Pianist Ellis Marsalis was born on November 13, 1934. After graduating from Dillard University and serving in the Marine Corps, he chose to pursue a career as a modern jazz musician in New Orleans, a city where virtually all of the attention was directed toward more traditional and popular styles. As a founding member of the American Jazz Quintet, Ellis and equally visionary contemporaries including clarinetist Alvin Batiste, saxophonist Harold Battiste, and drummer Edward Blackwell charted new directions for jazz in New Orleans in the 1950s. At the same time, and for the next quarter-century, Ellis provided for his family by holding down more commercial jobs, including leading the house band at the Playboy Club, working in the combo of trumpeter Al Hirt, and teaching music at the high school level. In 1974, he became the director of Jazz Studies at the New Orleans Center for Creative Arts, an arts high school that drew talented young musicians from all over the city. Among the students who received the benefits of Ellis’ instruction are Terence Blanchard, Harry Connick, Jr., Donald Harrison and Nicholas Payton, as well as his own children. After his sons achieved success in the 1980s, the wider world belatedly discovered Ellis’ talents as both musician and educator. He began recording, most often in a trio context, and extended his teaching efforts to the college level. It was at the concert marking his retirement from a faculty position at the University of New Orleans that Ellis Marsalis and Sons gave its first public performance.

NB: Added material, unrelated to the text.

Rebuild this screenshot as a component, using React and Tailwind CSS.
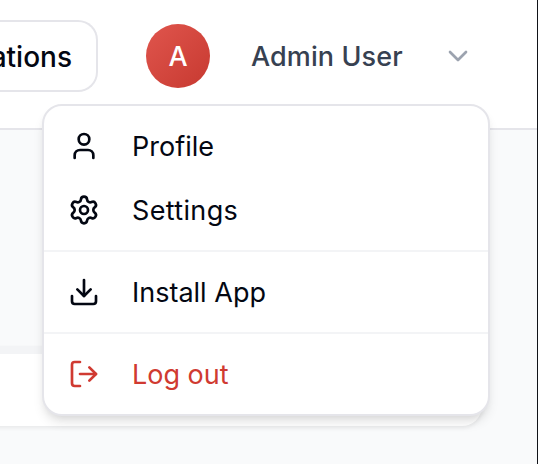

Saxophonist Branford Marsalis, the eldest of Ellis and Dolores Marsalis’ six sons, was born on August 26, 1960. He studied at NOCCA and at Berklee College in Boston before leaving school to tour with the big bands of Art Blakey, Lionel Hampton and Clark Terry. After a brief stay in Blakey’s legendary Jazz Messengers in 1981, where his brother Wynton already occupied the trumpet chair, Branford joined Wynton’s original quintet and remained for three years, a period during which he also toured and recorded with Miles Davis and Herbie Hancock. Branford released his first recording as a leader in 1984 and organized his own quartet in 1986. The most eclectic of the Marsalises, Branford has performed with Sting and the Grateful Dead, served as musical director of The Tonight Show with Jay Leno, led the electric, hip-hop influenced band Buckshot LeFonque, and collaborated with classical orchestras and chamber ensembles. He has also taught at Michigan State University, and currently teaches at San Francisco State. Throughout these diverse activities, Branford has maintained his quartet, which continues to perform worldwide. After nearly two decades as a Columbia recording artist, he launched his own Marsalis Music label and in August 2002 released Footsteps of Our Fathers, his tribute to Ornette Coleman, Sonny Rollins, John Coltrane and the Modern Jazz Quartet.
Trumpeter Wynton Marsalis, born October 18, 1961, has become the most widely heralded and influential jazz musician of his generation. A recognized talent in both the jazz and classical fields from his youth, Wynton followed his years at NOCCA with studies at Tanglewood and Julliard, leaving the latter in 1981 to tour with Art Blakey’s Jazz Messengers and Herbie Hancock. In that same year he formed his first band, featuring his brother Branford. Subsequent small bands under Wynton’s leadership include a quartet with pianist Marcus Roberts, and a septet that toured most recently in 2001. The ’90s found Wynton devoting most of his time to Jazz at Lincoln Center, where he has served as Artistic Director since the program’s founding in 1987, and where he has led the Lincoln Center Jazz Orchestra on national and international tours for the past decade. Wynton has also been heralded as a composer, and in 1997 became the first jazz artist to receive a Pulitzer Prize for his extended work Blood on the Fields. He is an equally committed and tireless educator, and has made a great impact with his NPR series Making the Music and his PBS series Marsalis on Music, as well as through the countless workshops he has conducted around the world. His jazz and classical performances, and those of the Lincoln Center Jazz Orchestra, have been extensively documented on Columbia recordings.
Delfeayo Marsalis, born July 28, 1965, has made an impact as both a trombonist and a recording producer. While at Berklee College, he devoted the bulk of his studies to studio production, and was soon producing albums for his father and brothers as well as artists including Terence Blanchard, Harry Connick, Jr., Mingus Dynasty, Courtney Pine, Marcus Roberts and Jeff “Tain” Watts. His trombone has been heard most prominently with drum legend Elvin Jones’ Jazz Machine, as well as on recordings by Ruth Brown, Wycliffe Gordon, Al Grey and Donald Harrison, and his own efforts for the Novus and Evidence labels. In recent years, Delfeayo has expanded his interests to include theater, and he has founded a theater company in New Orleans.
His father and brothers will tell you that drummer Jason Marsalis, born March 4, 1977, is the most precociously talented member of the entire family. Jason received schooling from his father both at NOCCA and on the bandstand, where he has appeared for the past decade as a member of Ellis’ trio. Other important associations for Jason include his prominent role in the trio of Marcus Roberts and his efforts as a founding member of Los Hombres Calientes. Currently, Jason leads his own band, which has recorded two albums for the Basin Street Jazz label.